Set down each record below precisely, skipping the pictures.

PROVIDED ENTRIES
■ ■ ■
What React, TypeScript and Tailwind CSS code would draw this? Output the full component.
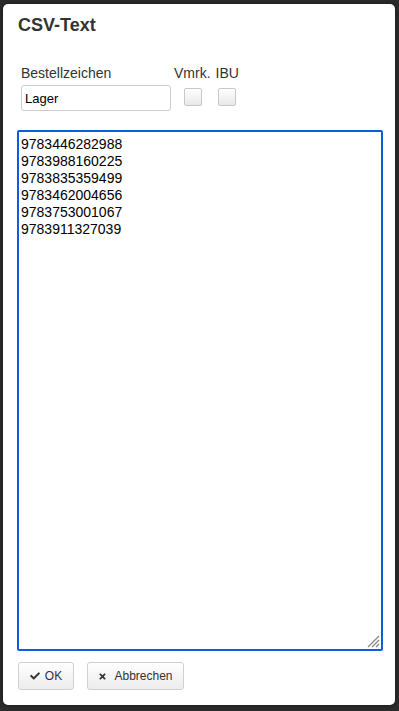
import { FaCheck, FaTimes } from "react-icons/fa";

const isbns = [
  "9783446282988",
  "9783988160225",
  "9783835359499",
  "9783462004656",
  "9783753001067",
  "9783911327039",
];

function Box() {
  return (
    <div className="h-[18px] w-[18px] rounded-[2px] border border-[#c8c8c8] bg-gradient-to-b from-white to-[#e8e8e8]" />
  );
}

export default function App() {
  return (
    <div className="h-[711px] w-[399px] overflow-hidden bg-[#2b2b2b] pl-[3px] pt-[4px] font-['Liberation_Sans',Arial,sans-serif]">
      <div className="flex h-[701px] w-[392px] flex-col rounded-[5px] bg-white pl-[15px] pt-[10px] shadow-[0_0_4px_rgba(0,0,0,0.5)]">
        <h1 className="text-[18px] font-bold leading-[22px] text-[#333]">CSV-Text</h1>

        {/* Form row */}
        <div className="ml-[3px] mt-[29px] flex text-[14px] leading-[17px] text-[#333]">
          <div className="flex w-[150px] flex-col">
            <span>Bestellzeichen</span>
            <div className="mt-[3px] flex h-[26px] items-center rounded-[3px] border border-[#ccc] px-[3px] text-[13px] text-black">
              Lager
            </div>
          </div>
          <div className="ml-[3px] flex flex-col items-center">
            <span>Vmrk.</span>
            <div className="mt-[6px] pl-[1px]">
              <Box />
            </div>
          </div>
          <div className="ml-[5px] flex flex-col items-center">
            <span>IBU</span>
            <div className="mt-[6px]">
              <Box />
            </div>
          </div>
        </div>

        {/* Textarea */}
        <div className="relative ml-[-1px] mt-[19px] h-[521px] w-[366px] rounded-[2px] border-2 border-[#0a5fdc] px-[2px] pt-[4px] text-[14px] leading-[17px] text-black">
          {isbns.map((n) => (
            <div key={n}>{n}</div>
          ))}
          <svg className="absolute bottom-[1px] right-[1px]" width="13" height="13" viewBox="0 0 13 13">
            <g stroke="#888" strokeWidth="1.3">
              <line x1="12" y1="1" x2="1" y2="12" />
              <line x1="12" y1="5" x2="5" y2="12" />
              <line x1="12" y1="9" x2="9" y2="12" />
            </g>
          </svg>
        </div>

        {/* Buttons */}
        <div className="mt-[11px] flex gap-[13px] text-[12px] text-[#333]">
          <button className="flex h-[28px] w-[56px] items-center justify-center gap-[5px] rounded-[3px] border border-[#d0d0d0] bg-gradient-to-b from-white to-[#ececec]">
            <FaCheck size={10} />
            <span>OK</span>
          </button>
          <button className="flex h-[28px] w-[97px] items-center justify-center gap-[7px] rounded-[3px] border border-[#d0d0d0] bg-gradient-to-b from-white to-[#ececec]">
            <FaTimes size={9} />
            <span>Abbrechen</span>
          </button>
        </div>
      </div>
    </div>
  );
}
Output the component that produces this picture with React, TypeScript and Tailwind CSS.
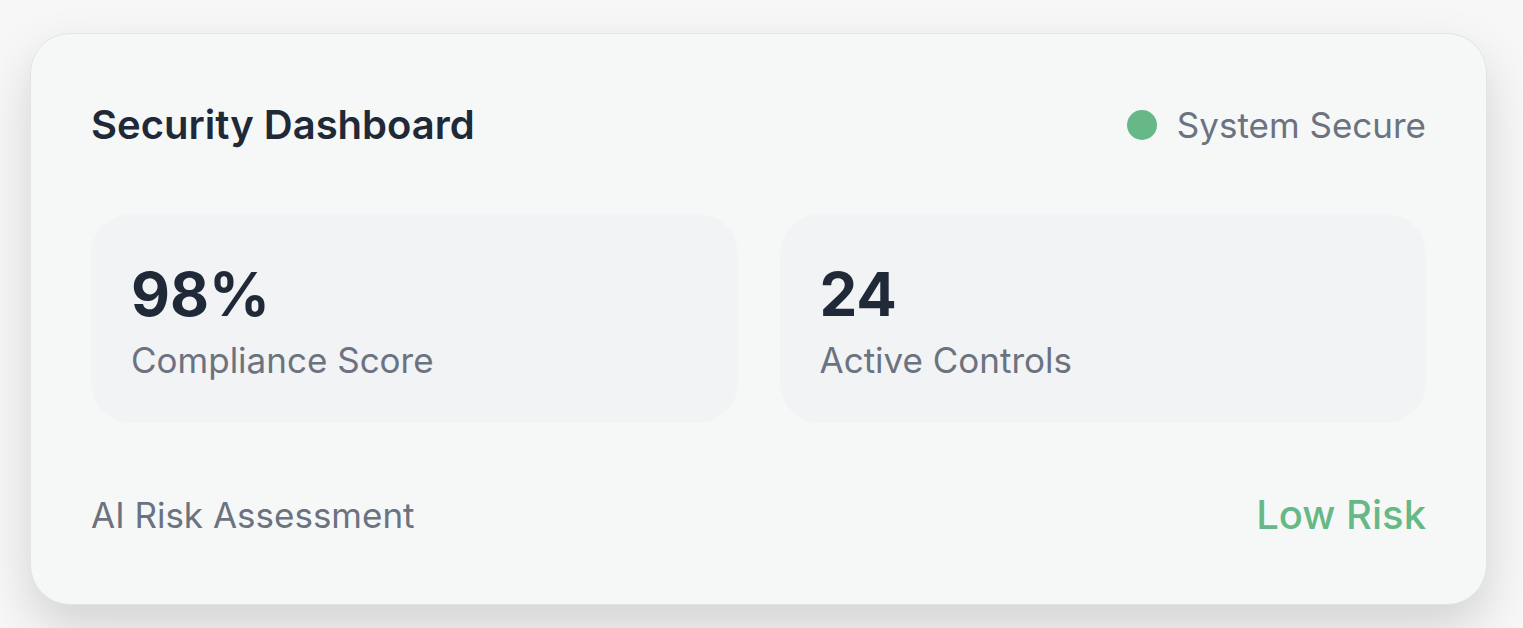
■ ■ ■
RESULT
What React, TypeScript and Tailwind CSS code would draw this? Output the full component.
import { FaCheck, FaTimes } from "react-icons/fa";

const isbns = [
  "9783446282988",
  "9783988160225",
  "9783835359499",
  "9783462004656",
  "9783753001067",
  "9783911327039",
];

function Box() {
  return (
    <div className="h-[18px] w-[18px] rounded-[2px] border border-[#c8c8c8] bg-gradient-to-b from-white to-[#e8e8e8]" />
  );
}

export default function App() {
  return (
    <div className="h-[711px] w-[399px] overflow-hidden bg-[#2b2b2b] pl-[3px] pt-[4px] font-['Liberation_Sans',Arial,sans-serif]">
      <div className="flex h-[701px] w-[392px] flex-col rounded-[5px] bg-white pl-[15px] pt-[10px] shadow-[0_0_4px_rgba(0,0,0,0.5)]">
        <h1 className="text-[18px] font-bold leading-[22px] text-[#333]">CSV-Text</h1>

        {/* Form row */}
        <div className="ml-[3px] mt-[29px] flex text-[14px] leading-[17px] text-[#333]">
          <div className="flex w-[150px] flex-col">
            <span>Bestellzeichen</span>
            <div className="mt-[3px] flex h-[26px] items-center rounded-[3px] border border-[#ccc] px-[3px] text-[13px] text-black">
              Lager
            </div>
          </div>
          <div className="ml-[3px] flex flex-col items-center">
            <span>Vmrk.</span>
            <div className="mt-[6px] pl-[1px]">
              <Box />
            </div>
          </div>
          <div className="ml-[5px] flex flex-col items-center">
            <span>IBU</span>
            <div className="mt-[6px]">
              <Box />
            </div>
          </div>
        </div>

        {/* Textarea */}
        <div className="relative ml-[-1px] mt-[19px] h-[521px] w-[366px] rounded-[2px] border-2 border-[#0a5fdc] px-[2px] pt-[4px] text-[14px] leading-[17px] text-black">
          {isbns.map((n) => (
            <div key={n}>{n}</div>
          ))}
          <svg className="absolute bottom-[1px] right-[1px]" width="13" height="13" viewBox="0 0 13 13">
            <g stroke="#888" strokeWidth="1.3">
              <line x1="12" y1="1" x2="1" y2="12" />
              <line x1="12" y1="5" x2="5" y2="12" />
              <line x1="12" y1="9" x2="9" y2="12" />
            </g>
          </svg>
        </div>

        {/* Buttons */}
        <div className="mt-[11px] flex gap-[13px] text-[12px] text-[#333]">
          <button className="flex h-[28px] w-[56px] items-center justify-center gap-[5px] rounded-[3px] border border-[#d0d0d0] bg-gradient-to-b from-white to-[#ececec]">
            <FaCheck size={10} />
            <span>OK</span>
          </button>
          <button className="flex h-[28px] w-[97px] items-center justify-center gap-[7px] rounded-[3px] border border-[#d0d0d0] bg-gradient-to-b from-white to-[#ececec]">
            <FaTimes size={9} />
            <span>Abbrechen</span>
          </button>
        </div>
      </div>
    </div>
  );
}
Output the component that produces this picture with React, TypeScript and Tailwind CSS.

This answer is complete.